▸ EXERCISE MATERIAL
________

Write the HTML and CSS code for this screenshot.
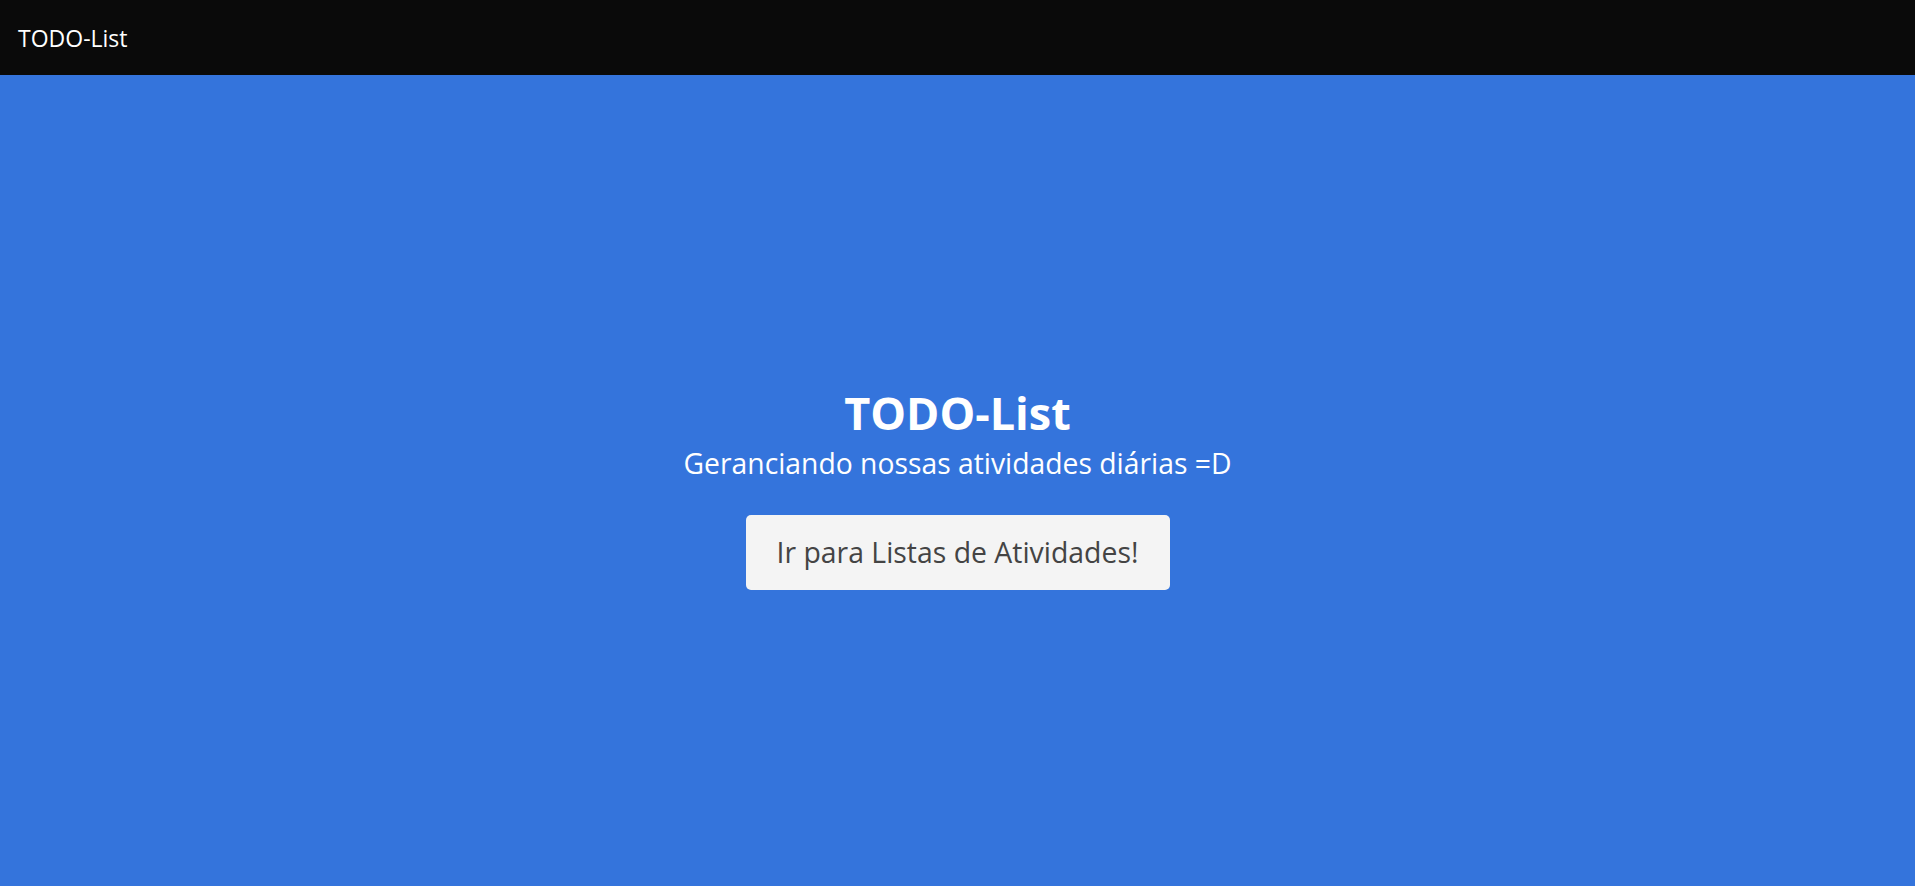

________

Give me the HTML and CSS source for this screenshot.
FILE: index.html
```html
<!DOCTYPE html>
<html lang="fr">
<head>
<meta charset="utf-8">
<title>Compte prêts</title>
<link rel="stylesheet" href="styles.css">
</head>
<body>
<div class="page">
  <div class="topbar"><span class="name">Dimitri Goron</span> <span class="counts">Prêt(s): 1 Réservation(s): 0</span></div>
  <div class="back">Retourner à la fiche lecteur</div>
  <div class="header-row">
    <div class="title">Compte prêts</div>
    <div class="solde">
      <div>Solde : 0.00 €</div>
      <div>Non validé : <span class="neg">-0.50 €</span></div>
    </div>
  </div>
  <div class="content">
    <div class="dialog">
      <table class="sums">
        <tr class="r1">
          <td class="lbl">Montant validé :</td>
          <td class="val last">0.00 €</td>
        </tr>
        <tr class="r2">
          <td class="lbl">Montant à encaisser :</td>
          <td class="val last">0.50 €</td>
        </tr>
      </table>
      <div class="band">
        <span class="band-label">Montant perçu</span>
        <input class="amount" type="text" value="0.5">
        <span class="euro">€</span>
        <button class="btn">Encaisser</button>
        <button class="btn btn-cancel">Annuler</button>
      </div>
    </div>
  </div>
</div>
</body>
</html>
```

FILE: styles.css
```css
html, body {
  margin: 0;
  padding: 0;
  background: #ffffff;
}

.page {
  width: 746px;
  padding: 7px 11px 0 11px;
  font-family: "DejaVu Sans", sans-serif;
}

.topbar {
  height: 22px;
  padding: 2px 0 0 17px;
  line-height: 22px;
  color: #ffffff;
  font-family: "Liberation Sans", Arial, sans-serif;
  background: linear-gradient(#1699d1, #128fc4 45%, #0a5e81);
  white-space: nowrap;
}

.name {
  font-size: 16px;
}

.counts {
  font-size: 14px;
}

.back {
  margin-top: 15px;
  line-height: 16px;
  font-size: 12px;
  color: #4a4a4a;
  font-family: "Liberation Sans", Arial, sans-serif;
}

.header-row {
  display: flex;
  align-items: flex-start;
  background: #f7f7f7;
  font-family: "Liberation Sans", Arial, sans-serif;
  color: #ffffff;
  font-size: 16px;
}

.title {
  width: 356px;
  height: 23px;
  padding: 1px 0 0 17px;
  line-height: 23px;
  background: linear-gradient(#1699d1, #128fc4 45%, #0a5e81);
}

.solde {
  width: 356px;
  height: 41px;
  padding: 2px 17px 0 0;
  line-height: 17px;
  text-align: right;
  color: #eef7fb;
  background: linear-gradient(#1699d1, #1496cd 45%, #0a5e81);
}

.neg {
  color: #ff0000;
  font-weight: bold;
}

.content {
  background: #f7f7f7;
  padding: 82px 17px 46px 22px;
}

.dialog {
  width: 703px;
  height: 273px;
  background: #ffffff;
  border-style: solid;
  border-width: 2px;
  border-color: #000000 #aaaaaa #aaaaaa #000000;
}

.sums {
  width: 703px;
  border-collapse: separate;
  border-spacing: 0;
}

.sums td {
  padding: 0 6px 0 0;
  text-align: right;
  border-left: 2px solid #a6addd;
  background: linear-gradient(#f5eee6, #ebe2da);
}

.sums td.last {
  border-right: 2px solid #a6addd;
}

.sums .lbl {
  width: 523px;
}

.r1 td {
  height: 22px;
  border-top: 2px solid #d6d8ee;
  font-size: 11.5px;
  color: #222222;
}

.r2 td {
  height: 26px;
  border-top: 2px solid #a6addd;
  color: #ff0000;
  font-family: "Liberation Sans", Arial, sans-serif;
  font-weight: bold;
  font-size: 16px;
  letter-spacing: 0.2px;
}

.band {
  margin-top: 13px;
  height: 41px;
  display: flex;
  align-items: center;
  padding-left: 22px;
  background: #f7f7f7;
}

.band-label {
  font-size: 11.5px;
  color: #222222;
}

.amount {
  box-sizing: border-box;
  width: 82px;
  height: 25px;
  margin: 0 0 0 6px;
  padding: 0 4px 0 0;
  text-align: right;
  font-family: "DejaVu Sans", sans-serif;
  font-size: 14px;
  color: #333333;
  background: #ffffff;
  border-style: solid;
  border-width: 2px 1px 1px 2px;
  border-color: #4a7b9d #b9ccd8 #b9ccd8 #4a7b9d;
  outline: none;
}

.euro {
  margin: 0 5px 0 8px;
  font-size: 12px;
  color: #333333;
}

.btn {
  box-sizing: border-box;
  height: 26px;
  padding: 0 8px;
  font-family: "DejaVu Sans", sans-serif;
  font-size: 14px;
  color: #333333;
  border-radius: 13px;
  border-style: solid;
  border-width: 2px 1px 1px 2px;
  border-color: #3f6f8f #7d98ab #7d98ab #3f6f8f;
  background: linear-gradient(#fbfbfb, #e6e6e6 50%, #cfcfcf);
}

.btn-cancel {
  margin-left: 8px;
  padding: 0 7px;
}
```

________

▸ EXERCISE PROMPT
Only lines with the word "screenshot" are wanted, so copy each one from the records.

▸ WRITTEN RESPONSE
Write the HTML and CSS code for this screenshot.
Give me the HTML and CSS source for this screenshot.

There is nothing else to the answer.